Among the mourners, was her brother, Eric Mueller, who read out a letter to those gathered and declared that his sister was now in “God’s hands” because He occasionally “takes his angels home early.” He added “I love you. You can rest in peace knowing that you changed this world. I miss you so much and I’m lost without your smile,” according to the Arizona Republic.
ISIS had reported that Mueller had been killed during a Jordanian air strike on February 6, stating that she had been inside a building with no guards when the attack took place, but no proof of her death was given at the time. However, four days later, her family confirmed her death, announcing that ISIS had sent an e-mail with 3 pictures of her dead body, with facial bruising and wearing a black hijab.
During Mueller’s 18-month captivity, while they were uncertain of her whereabouts or safety, her Christian faith was the only thing which gave her family comfort, according to her parents, Carl and Marsha Mueller. Although they didn’t speak at the memorial a letter they claim to have received from her and shared reads:
“I remember mom always telling me that all in all in the end the only one you really have is God.
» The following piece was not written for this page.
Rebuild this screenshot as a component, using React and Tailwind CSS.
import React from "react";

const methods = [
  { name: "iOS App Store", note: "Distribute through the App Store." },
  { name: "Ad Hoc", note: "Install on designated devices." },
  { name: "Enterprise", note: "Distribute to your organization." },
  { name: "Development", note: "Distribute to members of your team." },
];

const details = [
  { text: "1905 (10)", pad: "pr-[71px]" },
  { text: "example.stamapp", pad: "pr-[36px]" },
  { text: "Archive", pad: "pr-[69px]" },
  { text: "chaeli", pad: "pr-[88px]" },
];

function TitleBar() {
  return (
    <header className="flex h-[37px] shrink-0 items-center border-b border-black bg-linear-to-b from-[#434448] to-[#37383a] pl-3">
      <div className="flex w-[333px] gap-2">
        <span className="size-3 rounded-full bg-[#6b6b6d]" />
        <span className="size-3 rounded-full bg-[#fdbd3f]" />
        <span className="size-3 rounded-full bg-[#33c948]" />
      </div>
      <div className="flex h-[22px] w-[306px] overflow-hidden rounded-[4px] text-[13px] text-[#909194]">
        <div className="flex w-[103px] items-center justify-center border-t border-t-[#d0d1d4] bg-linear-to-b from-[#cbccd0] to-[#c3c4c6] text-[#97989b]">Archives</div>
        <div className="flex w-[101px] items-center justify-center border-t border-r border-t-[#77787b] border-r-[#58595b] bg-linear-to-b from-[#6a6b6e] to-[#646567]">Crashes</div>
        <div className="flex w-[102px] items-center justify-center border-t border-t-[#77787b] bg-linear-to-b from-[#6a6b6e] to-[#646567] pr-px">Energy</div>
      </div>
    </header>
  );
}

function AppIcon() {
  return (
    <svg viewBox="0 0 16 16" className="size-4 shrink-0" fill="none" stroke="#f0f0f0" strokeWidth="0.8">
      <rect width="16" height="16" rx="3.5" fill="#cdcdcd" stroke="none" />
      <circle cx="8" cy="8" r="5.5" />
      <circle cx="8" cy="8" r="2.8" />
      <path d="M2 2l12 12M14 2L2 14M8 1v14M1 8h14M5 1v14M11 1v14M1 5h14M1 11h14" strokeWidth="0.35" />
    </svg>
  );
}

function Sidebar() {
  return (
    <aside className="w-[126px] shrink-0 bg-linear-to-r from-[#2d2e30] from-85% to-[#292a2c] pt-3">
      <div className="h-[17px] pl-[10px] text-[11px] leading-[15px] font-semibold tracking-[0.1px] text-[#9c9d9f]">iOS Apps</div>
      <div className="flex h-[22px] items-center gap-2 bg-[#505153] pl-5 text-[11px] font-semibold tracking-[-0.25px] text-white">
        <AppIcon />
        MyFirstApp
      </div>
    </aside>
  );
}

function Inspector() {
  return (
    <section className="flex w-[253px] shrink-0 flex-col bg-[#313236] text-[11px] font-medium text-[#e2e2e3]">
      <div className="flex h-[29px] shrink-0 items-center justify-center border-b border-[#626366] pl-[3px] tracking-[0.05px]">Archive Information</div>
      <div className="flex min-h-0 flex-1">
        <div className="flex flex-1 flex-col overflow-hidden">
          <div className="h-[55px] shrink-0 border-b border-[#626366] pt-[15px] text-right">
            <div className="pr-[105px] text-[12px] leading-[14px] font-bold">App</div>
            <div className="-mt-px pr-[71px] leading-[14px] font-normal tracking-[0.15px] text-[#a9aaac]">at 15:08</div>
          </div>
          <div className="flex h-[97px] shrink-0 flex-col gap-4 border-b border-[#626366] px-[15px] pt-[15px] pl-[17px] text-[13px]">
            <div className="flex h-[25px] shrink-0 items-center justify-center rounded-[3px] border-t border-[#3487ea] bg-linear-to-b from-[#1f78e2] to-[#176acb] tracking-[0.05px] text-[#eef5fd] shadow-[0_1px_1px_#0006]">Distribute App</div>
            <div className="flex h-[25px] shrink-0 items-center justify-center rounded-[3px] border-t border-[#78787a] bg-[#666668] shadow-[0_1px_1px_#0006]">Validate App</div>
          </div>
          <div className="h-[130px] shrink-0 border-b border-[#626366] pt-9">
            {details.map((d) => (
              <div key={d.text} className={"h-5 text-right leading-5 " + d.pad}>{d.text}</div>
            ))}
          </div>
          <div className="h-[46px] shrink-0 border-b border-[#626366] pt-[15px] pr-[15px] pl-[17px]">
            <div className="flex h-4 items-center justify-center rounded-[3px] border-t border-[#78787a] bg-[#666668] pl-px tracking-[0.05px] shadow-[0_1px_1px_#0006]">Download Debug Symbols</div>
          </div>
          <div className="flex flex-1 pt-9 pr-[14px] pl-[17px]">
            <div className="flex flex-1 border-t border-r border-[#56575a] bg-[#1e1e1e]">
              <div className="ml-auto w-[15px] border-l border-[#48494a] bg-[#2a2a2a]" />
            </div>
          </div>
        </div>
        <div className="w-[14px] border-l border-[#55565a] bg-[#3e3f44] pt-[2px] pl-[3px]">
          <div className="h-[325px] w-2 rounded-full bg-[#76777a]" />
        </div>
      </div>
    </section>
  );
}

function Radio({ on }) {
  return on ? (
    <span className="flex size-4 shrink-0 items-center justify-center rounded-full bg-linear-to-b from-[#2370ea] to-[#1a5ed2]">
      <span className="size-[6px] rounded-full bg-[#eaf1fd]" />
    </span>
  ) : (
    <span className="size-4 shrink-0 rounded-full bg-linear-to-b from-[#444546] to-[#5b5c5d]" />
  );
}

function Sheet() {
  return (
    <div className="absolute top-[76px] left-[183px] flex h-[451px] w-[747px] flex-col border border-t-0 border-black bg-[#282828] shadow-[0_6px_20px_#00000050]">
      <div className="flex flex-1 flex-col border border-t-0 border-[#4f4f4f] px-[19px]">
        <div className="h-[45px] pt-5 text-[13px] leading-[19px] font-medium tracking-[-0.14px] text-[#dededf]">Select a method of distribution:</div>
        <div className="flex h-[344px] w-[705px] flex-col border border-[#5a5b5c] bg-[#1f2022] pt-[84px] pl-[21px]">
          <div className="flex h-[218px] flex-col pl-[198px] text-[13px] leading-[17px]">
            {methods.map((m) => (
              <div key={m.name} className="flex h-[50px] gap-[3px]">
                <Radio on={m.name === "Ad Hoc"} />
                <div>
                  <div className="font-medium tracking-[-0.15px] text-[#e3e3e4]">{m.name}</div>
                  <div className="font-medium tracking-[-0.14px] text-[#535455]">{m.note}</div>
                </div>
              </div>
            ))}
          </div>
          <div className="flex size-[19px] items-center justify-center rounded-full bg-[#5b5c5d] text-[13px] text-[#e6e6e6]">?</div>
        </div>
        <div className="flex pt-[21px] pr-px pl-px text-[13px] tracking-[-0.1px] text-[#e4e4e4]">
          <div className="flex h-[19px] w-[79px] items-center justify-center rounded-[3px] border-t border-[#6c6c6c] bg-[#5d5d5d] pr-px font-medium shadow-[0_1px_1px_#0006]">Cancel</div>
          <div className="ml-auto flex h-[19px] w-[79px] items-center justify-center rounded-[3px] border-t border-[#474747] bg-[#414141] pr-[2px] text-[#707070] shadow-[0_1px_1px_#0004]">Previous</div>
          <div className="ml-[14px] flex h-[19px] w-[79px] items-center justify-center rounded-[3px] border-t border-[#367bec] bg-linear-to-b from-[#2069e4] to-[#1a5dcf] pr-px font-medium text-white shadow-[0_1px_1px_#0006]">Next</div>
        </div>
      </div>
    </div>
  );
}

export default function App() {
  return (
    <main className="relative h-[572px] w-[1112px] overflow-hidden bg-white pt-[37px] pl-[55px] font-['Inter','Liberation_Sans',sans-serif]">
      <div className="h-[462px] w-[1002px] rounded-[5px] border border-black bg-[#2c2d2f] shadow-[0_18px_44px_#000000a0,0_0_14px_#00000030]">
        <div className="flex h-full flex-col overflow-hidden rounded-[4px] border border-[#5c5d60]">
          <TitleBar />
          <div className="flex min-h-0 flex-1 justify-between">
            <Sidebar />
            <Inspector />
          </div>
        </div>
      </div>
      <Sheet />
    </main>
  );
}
I have come to a place in experience where, in every sense of the word, I have surrendered myself to our creator b/c literally there was no else… by God… by your prayers I have felt tenderly cradled in freefall.”
Mueller continued with his eulogy stating that his sister was in God’s hands now and she would no longer suffer because he would protect her from harm. “Only now will you be able to see how much you really did and truly did for this world by looking down on it from above,” he added.
Telling the audience that if they saw someone struggling or upset, they should go “give them a hug,” Mueller added “Do what Kayla would do” and “make the community even stronger.” He continued, “let Kayla’s heart live on through all of us and the people that she has touched in her life.”